# GIVEN REQUEST:
Pick out every line with the word "screenshot" and copy it.

============

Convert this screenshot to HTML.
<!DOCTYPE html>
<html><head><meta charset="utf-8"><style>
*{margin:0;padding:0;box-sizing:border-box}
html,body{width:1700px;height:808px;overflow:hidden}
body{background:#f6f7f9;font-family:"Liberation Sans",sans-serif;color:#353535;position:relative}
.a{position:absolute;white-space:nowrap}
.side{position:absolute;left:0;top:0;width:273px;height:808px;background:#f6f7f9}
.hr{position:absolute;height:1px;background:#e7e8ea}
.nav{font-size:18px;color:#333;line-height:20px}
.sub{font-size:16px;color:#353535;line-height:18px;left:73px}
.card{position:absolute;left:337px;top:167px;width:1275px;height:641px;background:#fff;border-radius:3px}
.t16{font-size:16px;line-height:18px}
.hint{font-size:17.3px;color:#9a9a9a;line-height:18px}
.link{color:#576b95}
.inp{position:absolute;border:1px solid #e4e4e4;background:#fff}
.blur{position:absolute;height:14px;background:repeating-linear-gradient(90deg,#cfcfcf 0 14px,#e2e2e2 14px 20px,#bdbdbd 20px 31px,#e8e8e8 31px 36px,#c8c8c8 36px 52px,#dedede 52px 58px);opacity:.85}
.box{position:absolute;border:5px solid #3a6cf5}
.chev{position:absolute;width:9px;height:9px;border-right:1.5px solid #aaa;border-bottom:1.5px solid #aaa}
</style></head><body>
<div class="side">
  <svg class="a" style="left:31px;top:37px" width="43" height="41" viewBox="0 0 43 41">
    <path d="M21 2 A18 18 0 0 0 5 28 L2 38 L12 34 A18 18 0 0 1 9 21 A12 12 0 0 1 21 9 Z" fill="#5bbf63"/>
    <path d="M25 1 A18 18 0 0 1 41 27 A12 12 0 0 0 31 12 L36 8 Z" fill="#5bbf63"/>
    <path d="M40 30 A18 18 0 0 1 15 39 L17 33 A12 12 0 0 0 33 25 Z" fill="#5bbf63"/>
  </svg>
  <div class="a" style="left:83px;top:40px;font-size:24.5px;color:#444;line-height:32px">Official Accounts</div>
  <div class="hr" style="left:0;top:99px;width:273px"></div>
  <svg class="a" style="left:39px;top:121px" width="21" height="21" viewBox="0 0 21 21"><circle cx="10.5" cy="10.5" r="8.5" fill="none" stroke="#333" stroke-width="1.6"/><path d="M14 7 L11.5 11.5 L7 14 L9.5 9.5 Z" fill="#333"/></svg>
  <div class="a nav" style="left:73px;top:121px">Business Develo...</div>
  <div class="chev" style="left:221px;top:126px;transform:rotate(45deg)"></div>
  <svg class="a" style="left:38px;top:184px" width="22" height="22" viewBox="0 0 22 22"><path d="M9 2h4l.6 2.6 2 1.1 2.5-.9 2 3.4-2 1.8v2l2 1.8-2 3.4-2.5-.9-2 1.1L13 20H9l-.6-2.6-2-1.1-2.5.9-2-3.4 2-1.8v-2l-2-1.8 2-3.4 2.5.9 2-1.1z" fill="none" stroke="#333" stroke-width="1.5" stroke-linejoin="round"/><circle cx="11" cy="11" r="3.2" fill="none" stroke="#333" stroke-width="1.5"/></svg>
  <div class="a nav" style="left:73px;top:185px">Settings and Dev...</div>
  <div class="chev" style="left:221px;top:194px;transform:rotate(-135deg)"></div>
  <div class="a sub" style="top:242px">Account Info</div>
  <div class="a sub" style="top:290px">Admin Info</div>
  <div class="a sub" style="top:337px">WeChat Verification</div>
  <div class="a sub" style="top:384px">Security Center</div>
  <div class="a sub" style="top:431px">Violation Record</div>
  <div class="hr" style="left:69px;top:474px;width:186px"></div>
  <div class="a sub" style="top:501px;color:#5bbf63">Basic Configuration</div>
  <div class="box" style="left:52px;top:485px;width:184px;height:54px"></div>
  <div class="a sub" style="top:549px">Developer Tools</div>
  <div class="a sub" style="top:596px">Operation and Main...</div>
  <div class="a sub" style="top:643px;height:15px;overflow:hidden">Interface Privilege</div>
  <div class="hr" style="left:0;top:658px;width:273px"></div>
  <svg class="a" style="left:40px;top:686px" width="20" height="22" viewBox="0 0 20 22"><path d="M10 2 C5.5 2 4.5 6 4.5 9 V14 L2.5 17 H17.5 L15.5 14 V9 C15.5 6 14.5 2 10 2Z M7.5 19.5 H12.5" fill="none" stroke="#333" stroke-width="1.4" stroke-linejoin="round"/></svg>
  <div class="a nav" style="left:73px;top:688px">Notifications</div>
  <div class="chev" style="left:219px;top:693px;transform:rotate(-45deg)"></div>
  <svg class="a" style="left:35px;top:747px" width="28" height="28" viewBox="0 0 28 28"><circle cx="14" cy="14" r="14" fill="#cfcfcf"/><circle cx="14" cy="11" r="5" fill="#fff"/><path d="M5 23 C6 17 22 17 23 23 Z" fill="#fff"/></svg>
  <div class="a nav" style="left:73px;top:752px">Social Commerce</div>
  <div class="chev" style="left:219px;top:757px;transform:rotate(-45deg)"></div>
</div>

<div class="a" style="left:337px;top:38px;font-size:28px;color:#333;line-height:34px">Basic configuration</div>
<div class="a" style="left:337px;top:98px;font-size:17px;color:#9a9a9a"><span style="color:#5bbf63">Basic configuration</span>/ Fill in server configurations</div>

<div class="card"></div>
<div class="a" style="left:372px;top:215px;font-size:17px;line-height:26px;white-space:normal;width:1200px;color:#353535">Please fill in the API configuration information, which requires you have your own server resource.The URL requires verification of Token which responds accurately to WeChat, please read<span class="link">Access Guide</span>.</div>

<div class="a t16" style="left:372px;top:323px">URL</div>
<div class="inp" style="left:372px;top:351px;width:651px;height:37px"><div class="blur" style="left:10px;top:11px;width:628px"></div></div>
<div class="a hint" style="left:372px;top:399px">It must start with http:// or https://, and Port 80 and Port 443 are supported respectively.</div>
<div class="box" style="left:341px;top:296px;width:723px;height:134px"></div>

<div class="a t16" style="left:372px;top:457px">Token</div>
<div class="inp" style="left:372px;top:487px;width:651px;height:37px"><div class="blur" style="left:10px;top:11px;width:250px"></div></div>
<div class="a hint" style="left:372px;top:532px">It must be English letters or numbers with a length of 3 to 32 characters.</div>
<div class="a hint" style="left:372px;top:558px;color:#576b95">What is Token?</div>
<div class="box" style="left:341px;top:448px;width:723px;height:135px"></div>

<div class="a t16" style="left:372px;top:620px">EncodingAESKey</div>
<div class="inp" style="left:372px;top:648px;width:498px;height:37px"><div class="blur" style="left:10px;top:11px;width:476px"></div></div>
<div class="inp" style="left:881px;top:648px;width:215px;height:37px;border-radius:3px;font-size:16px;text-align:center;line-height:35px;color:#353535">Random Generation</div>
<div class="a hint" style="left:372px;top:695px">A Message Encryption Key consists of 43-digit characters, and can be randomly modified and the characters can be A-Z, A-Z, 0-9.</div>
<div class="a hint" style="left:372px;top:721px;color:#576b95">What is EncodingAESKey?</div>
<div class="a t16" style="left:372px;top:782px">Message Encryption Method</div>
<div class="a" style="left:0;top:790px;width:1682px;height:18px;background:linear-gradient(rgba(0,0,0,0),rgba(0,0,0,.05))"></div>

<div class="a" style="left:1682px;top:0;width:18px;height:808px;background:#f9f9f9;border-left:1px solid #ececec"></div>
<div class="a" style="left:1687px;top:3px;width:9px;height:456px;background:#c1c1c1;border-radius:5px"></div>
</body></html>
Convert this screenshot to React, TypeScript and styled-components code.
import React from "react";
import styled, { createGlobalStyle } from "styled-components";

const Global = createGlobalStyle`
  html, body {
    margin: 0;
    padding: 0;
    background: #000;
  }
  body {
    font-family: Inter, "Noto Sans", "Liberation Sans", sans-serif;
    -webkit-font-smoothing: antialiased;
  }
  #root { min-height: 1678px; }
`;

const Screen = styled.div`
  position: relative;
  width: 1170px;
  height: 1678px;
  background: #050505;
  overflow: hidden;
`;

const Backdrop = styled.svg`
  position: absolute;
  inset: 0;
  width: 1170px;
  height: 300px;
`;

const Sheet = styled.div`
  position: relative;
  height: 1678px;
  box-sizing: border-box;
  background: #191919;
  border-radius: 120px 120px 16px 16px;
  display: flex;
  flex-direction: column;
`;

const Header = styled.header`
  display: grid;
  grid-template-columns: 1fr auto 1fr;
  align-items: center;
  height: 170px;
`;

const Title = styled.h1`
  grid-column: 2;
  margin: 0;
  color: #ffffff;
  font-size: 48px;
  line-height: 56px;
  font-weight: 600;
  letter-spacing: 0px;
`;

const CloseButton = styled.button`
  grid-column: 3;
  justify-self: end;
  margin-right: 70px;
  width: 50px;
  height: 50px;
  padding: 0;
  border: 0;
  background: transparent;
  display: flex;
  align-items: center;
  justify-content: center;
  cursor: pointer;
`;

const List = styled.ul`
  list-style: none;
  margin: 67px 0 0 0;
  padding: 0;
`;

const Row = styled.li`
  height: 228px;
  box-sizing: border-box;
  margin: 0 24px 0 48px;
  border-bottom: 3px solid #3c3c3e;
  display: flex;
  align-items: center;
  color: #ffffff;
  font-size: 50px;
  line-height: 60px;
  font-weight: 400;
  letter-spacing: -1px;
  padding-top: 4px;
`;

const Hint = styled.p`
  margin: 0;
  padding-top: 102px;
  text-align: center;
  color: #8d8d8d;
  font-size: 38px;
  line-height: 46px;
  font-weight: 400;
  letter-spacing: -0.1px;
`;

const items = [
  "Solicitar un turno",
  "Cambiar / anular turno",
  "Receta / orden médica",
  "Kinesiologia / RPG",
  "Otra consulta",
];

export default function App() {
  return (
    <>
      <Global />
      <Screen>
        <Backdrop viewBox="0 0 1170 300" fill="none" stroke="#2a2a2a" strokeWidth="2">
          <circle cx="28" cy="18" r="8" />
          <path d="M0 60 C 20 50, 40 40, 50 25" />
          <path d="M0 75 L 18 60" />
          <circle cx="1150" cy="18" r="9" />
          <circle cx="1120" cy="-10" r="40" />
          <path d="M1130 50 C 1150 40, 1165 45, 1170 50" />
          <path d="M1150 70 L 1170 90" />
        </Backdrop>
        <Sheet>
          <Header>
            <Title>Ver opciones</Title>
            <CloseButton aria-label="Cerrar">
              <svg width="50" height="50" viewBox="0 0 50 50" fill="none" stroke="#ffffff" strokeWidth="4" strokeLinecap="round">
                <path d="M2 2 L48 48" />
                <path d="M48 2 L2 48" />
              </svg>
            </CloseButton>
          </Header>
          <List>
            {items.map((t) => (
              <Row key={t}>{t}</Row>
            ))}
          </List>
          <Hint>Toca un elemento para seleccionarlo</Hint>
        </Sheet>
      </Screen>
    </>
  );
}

============

# SOLUTION TO THIS PROBLEM:
Convert this screenshot to HTML.
Convert this screenshot to React, TypeScript and styled-components code.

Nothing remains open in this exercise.